Quattro. La porta mancata da Insigne da 10 metri. Al minuto 33 l’assist di Milik ha messo Lorenzo nelle condizioni ideali per segnare. Ideali per chi? Questo bisogna domandarsi. Non per un giocatore spaventato non solo dal pubblico ma dalla sua ombra. Uno che non osa le giocate difficili e non indovina quelle facili. Gioca con un senso di colpa addosso che gli impedisce di essere d’aiuto. 

Cinque. La manona con cui Meret manda sul palo il tiro di Gervinho. Minuto 42. Un’altra straordinaria parata del miglior giocatore della stagione del Napoli. Si dice spesso che non è facile avere due o tre occasioni a partita in cui giocare e farsi trovare pronti. La sensazione è che il Napoli si stia preparando a concedergliene sempre di più di occasioni per parare. 

Sei.
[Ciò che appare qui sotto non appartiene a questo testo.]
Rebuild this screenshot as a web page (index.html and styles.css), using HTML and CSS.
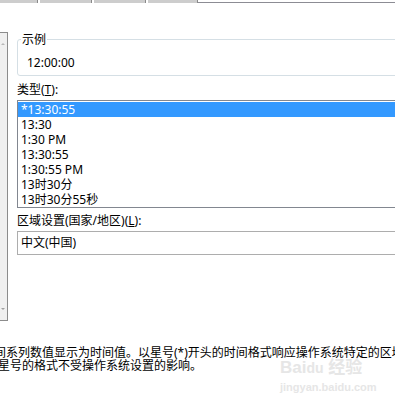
FILE: index.html
```html
<!DOCTYPE html>
<html lang="zh-CN">
<head>
    <meta charset="UTF-8">
    <title>设置单元格格式 - 时间</title>
    <link rel="stylesheet" href="styles.css">
</head>
<body>
    <!-- tab strip, cut at the top edge -->
    <div class="tabs">
        <span class="tab t1"></span>
        <span class="tab t2"></span>
        <span class="tab t3"></span>
        <span class="tab t4"></span>
        <span class="tab-rest"></span>
    </div>

    <div class="main">
        <div class="side">
            <span class="arrow up"></span>
            <span class="arrow down"></span>
        </div>
        <div class="panel">
            <fieldset class="sample">
                <legend>示例</legend>
                <div class="sample-value">12:00:00</div>
            </fieldset>

            <div class="label">类型(<u>T</u>):</div>
            <div class="listbox">
                <div class="row selected">*13:30:55</div>
                <div class="row">13:30</div>
                <div class="row">1:30 PM</div>
                <div class="row">13:30:55</div>
                <div class="row">1:30:55 PM</div>
                <div class="row">13时30分</div>
                <div class="row">13时30分55秒</div>
            </div>

            <div class="label region">区域设置(国家/地区)(<u>L</u>):</div>
            <div class="combo">中文(中国)</div>
        </div>
    </div>

    <div class="desc">
        <div class="desc-line l1">间系列数值显示为时间值。以星号(*)开头的时间格式响应操作系统特定的区域日期和时间设置的更改。</div>
        <div class="desc-line l2">星号的格式不受操作系统设置的影响。</div>
    </div>

    <div class="watermark">
        <div class="wm-logo">Bai<span class="wm-du">du</span> 经验</div>
        <div class="wm-url">jingyan.baidu.com</div>
    </div>
</body>
</html>
```

FILE: styles.css
```css
body {
    margin: 0;
    width: 395px;
    height: 400px;
    overflow: hidden;
    position: relative;
    background: #fff;
    color: #000;
    font-family: "Noto Sans", "Noto Sans CJK SC", sans-serif;
    font-size: 12px;
}
.tabs {
    display: flex;
    height: 3px;
}
.tab {
    height: 3px;
    background-color: #cdcdcd;
    border-right: 1px solid #8a8a8a;
    margin-right: 2px;
}
.t1 { width: 37px; }
.t2 { width: 51px; }
.t3 { width: 51px; }
.t4 { width: 49px; margin-right: 0; }
.tab-rest {
    flex: 1;
    height: 2px;
    border-bottom: 1px solid #8c8c94;
}
.main {
    display: flex;
    align-items: flex-start;
}
.side {
    width: 6px;
    height: 267px;
    margin-top: 29px;
    background-color: #f0f0f0;
    border: 1px solid #8c8c8c;
    border-left: none;
    display: flex;
    flex-direction: column;
    justify-content: space-between;
    padding: 10px 0 10px 1px;
}
.arrow {
    width: 0;
    height: 0;
    border-left: 2px solid transparent;
    border-right: 2px solid transparent;
}
.arrow.up {
    border-bottom: 2px solid #b8b8b8;
}
.arrow.down {
    border-top: 2px solid #a0a0a0;
}
.panel {
    flex: 1;
    margin-left: 9px;
    margin-right: -30px;
}
.sample {
    margin: 29px 0 0;
    padding: 0 0 5px 3px;
    border: 1px solid #d5dfe5;
    border-radius: 3px;
}
.sample legend {
    padding: 0 1px;
    line-height: 15px;
}
.sample-value {
    margin-top: 8px;
    padding-left: 6px;
    line-height: 15px;
}
.label {
    margin-top: 6px;
    line-height: 15px;
}
.label u {
    text-decoration: underline;
    text-underline-offset: 1px;
}
.listbox {
    margin-top: 3px;
    border: 1px solid #828790;
    padding-top: 1px;
}
.row {
    height: 15px;
    line-height: 15px;
    padding-left: 3px;
}
.row.selected {
    background-color: #3399ff;
    color: #fff;
}
.label.region {
    margin-top: 5px;
}
.combo {
    margin-top: 3px;
    height: 22px;
    line-height: 22px;
    padding-left: 3px;
    border: 1px solid #adadad;
}
.desc {
    margin-top: 25px;
}
.desc-line {
    white-space: nowrap;
    line-height: 13px;
}
.desc-line.l1 {
    margin-left: -6px;
}
.desc-line.l2 {
    margin-left: -2px;
}
.watermark {
    position: absolute;
    left: 280px;
    top: 360px;
    color: #e6e6e6;
}
.wm-logo {
    font-family: "Liberation Sans", "Noto Sans CJK SC", sans-serif;
    font-size: 17px;
    font-weight: bold;
    line-height: 16px;
}
.wm-du {
    font-size: 14px;
}
.wm-url {
    font-family: "Liberation Sans", sans-serif;
    font-size: 11px;
    font-weight: bold;
    line-height: 12px;
    margin-top: 5px;
}
```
Il non rigore sul finire del primo tempo. Zielinski si infila in un corridoio verso l’area e inciampa in qualcosa, forse la punta di un piede forse in un refolo di vento. Il VAR corregge il fischio dell’arbitro e porta la palla fuori dall’area per una punizione dal limite. Meglio così. Un rigore del genere, fragile come la tenuta attuale del Napoli, non è roba da voler avere nel proprio curriculum. 

Sette. Callejon preso in controtempo. Minuto 53. Di Lorenzo cerca l’ala spagnola con un pallone teso e veloce che si perde in fallo laterale. Callejon in controtempo è un ossimoro. Callejon è l’uomo della battuta al volo e della scelta precisa dell’istante esatto. È l’uomo degli inserimenti con il timer. Se non arriva su un pallone semplice ha un disagio epocale.

Otto. La scivolata di Manolas con le braccia strette al corpo. Minuto 55. Il greco va a fare muro sdraiandosi a terra in area di rigore senza appoggiare le mani a terra, ma tenendole strette sul tronco, appoggiate al busto. È l’atto di nascita di un nuovo fondamentale. I difensori cominciano ad allenarsi a questo gesto

Nove. Il garellismo di Meret. Minuto 70. Giusto per proseguire il discorso sulle sue parate, bisogna qui aggiungere quella di piede su Gervinho. Un gesto che cita il miglior Garella dell’anno dello scudetto. Ora ci mancano solo un Maradona, un Giordano, un Carnevale, un Bagni e un Ciccio Romano. 

Dieci. Il gol di Gervinho. Il contropiede perfetto segnato alla squadra che ha interpretato questi suoi ultimi anni nel segno del possesso palla. Una nemesi. Una pietra definitiva su una storia. La scivolata di Zielinski a metà campo (e sono tre, i tacchetti!) è un timbro beffardo non una causa. È più decisiva casomai la cattiva copertura di Mario Rui che non va a marcare al centro. Certe volte il fatalismo spiega molto più di una lavagna tattica. Deve andare così.